---------- Source data ----------

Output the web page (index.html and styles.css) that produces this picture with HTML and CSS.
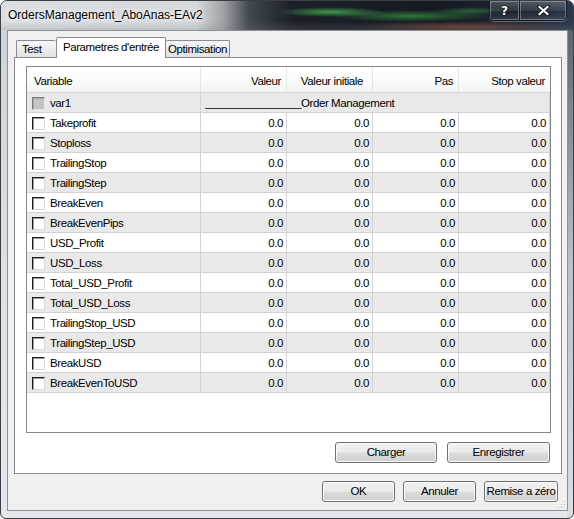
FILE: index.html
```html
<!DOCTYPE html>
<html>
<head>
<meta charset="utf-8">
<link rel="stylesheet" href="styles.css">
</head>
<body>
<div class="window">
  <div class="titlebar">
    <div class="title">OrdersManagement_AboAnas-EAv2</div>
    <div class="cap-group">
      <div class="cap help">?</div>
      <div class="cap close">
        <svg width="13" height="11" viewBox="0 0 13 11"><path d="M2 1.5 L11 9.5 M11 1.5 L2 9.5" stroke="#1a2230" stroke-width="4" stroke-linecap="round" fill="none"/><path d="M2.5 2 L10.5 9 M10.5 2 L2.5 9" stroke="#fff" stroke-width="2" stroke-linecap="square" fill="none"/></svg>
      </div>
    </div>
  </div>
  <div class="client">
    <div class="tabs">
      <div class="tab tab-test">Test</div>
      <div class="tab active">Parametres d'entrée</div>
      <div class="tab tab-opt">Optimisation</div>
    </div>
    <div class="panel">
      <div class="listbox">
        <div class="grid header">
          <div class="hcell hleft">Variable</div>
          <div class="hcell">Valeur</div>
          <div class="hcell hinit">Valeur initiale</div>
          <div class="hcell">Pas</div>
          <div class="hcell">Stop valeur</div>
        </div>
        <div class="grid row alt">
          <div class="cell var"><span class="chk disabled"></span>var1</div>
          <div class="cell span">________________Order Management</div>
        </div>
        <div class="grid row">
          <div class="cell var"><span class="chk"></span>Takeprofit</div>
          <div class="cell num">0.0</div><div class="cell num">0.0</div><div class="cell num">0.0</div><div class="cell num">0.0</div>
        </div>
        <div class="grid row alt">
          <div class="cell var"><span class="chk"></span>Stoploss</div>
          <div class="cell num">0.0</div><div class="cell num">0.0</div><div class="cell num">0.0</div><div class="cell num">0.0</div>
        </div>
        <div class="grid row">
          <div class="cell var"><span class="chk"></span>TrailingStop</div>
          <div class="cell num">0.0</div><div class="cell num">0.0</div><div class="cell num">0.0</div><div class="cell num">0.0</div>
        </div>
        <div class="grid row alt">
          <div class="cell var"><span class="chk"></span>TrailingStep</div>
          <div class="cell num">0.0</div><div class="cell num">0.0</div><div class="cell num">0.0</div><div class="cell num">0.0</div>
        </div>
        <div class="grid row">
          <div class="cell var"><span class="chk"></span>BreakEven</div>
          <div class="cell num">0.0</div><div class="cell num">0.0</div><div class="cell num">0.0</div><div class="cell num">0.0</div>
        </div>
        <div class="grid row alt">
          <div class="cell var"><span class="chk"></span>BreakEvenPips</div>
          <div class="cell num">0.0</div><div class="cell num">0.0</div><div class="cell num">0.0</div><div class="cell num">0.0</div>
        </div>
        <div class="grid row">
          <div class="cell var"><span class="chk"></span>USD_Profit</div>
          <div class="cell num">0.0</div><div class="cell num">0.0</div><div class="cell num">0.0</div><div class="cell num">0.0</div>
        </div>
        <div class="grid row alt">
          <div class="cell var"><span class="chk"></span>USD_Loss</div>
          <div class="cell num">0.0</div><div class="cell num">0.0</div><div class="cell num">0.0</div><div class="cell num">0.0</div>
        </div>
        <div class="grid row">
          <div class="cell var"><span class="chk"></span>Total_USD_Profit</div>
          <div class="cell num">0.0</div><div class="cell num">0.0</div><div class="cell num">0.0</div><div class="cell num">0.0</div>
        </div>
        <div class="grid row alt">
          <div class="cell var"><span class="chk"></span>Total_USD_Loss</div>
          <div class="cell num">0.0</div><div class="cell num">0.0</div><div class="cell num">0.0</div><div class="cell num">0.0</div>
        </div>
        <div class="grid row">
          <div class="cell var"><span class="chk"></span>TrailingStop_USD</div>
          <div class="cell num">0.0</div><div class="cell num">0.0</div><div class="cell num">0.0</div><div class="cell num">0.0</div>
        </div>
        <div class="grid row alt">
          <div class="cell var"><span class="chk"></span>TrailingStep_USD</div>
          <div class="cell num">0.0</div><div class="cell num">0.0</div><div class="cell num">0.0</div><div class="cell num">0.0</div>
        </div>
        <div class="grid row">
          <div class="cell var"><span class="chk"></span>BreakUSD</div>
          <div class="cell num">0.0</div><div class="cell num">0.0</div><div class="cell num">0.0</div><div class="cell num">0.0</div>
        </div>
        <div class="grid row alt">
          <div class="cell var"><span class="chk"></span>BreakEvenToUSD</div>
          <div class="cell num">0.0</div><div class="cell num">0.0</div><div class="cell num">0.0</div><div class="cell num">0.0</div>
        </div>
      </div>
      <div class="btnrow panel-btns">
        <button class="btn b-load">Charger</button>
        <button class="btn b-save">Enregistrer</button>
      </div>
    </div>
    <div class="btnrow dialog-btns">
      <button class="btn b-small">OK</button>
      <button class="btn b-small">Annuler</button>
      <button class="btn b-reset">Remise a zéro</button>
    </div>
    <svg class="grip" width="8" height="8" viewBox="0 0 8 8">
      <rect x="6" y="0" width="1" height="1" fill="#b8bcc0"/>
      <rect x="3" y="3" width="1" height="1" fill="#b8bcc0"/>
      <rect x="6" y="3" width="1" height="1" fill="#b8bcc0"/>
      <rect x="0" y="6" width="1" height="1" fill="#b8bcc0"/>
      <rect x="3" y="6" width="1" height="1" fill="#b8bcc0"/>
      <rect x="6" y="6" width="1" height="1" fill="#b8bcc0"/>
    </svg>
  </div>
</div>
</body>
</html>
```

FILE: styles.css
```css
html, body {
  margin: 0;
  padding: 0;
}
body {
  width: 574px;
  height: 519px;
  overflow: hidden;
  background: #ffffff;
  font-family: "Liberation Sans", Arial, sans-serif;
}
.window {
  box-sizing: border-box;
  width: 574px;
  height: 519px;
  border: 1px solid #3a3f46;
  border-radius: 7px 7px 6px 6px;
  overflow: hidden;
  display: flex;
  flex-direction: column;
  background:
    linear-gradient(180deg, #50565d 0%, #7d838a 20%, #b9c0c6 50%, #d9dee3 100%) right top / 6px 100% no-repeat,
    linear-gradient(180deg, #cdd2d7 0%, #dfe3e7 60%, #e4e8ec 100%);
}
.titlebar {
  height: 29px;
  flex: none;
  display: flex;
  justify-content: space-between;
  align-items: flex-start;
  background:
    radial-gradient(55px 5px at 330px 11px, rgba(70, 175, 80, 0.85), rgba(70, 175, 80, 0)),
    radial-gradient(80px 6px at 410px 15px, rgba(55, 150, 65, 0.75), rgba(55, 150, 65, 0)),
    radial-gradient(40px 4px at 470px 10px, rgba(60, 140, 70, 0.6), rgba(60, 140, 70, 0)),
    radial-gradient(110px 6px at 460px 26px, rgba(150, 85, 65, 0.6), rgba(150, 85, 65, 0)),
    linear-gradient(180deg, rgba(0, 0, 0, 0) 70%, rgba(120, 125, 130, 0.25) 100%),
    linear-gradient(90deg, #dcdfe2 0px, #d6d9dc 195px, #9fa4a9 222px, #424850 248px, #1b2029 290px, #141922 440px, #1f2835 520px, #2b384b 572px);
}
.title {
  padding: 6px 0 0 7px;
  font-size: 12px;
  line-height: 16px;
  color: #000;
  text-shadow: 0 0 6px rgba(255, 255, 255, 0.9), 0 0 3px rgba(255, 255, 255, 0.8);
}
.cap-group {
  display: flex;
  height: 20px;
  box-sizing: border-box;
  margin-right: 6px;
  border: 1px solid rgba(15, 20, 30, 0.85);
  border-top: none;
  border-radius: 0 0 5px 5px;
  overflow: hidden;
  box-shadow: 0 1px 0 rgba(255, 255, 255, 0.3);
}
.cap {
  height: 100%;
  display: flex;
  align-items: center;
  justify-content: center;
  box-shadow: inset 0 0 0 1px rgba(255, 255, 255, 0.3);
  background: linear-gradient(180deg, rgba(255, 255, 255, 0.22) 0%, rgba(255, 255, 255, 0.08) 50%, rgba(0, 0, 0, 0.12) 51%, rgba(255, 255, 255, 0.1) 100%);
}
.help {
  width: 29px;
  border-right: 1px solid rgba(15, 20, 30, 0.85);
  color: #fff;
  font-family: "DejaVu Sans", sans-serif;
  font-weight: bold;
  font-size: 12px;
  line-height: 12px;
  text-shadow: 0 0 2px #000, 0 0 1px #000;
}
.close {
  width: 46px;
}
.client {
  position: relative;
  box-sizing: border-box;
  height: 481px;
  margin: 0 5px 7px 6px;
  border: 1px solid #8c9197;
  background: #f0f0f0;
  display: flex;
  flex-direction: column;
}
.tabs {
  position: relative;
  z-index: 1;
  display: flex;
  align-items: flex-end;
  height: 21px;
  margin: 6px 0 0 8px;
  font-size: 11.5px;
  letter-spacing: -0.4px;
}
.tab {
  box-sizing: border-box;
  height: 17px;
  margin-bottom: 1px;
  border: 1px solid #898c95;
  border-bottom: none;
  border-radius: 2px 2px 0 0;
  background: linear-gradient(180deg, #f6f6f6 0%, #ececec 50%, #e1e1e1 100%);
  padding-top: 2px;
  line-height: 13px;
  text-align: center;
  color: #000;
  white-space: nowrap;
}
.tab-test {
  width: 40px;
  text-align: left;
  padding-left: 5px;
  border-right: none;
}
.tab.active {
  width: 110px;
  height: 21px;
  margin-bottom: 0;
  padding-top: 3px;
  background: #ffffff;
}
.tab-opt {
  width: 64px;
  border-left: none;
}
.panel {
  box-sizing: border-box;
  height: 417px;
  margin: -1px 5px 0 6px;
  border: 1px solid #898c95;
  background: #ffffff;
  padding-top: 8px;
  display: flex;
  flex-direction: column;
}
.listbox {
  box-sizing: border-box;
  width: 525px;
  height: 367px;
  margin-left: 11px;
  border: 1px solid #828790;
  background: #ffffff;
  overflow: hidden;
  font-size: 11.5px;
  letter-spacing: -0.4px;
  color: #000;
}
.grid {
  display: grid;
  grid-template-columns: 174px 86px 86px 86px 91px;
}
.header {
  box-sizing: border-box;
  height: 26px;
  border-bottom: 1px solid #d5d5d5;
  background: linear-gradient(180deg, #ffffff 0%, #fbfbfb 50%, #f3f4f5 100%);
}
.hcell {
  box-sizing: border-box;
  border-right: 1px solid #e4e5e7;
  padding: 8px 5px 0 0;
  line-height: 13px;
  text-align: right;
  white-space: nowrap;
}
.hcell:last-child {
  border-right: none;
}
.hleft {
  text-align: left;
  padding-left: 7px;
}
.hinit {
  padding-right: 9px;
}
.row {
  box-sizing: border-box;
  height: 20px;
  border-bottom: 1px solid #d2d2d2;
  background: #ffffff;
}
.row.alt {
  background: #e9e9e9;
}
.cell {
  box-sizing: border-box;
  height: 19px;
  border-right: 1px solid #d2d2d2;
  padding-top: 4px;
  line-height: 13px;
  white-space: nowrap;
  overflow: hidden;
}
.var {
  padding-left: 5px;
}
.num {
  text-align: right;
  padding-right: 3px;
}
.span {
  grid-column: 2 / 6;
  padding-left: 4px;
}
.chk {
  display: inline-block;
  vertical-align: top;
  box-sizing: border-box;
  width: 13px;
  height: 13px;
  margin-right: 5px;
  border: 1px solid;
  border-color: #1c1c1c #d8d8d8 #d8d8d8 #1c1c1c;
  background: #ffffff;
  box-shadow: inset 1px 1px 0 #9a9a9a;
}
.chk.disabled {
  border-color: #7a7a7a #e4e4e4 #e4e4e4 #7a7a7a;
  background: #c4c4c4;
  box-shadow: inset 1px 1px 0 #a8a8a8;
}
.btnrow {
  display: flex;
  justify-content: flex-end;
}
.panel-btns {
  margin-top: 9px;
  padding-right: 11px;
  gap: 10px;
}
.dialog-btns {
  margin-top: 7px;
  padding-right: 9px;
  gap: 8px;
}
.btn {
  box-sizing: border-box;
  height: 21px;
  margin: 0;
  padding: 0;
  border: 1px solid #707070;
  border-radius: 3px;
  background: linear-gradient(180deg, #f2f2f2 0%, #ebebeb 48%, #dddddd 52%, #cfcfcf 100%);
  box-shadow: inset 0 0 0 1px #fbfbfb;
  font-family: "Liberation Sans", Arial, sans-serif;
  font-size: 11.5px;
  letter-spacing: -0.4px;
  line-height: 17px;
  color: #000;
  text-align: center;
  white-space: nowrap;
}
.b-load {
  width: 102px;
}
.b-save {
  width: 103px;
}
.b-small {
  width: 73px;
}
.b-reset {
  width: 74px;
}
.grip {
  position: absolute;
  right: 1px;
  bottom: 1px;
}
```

----------

> **Stated exercise**:
Each line above that includes "styles" should be shown.

> **Task solution**:
Output the web page (index.html and styles.css) that produces this picture with HTML and CSS.
<link rel="stylesheet" href="styles.css">
FILE: styles.css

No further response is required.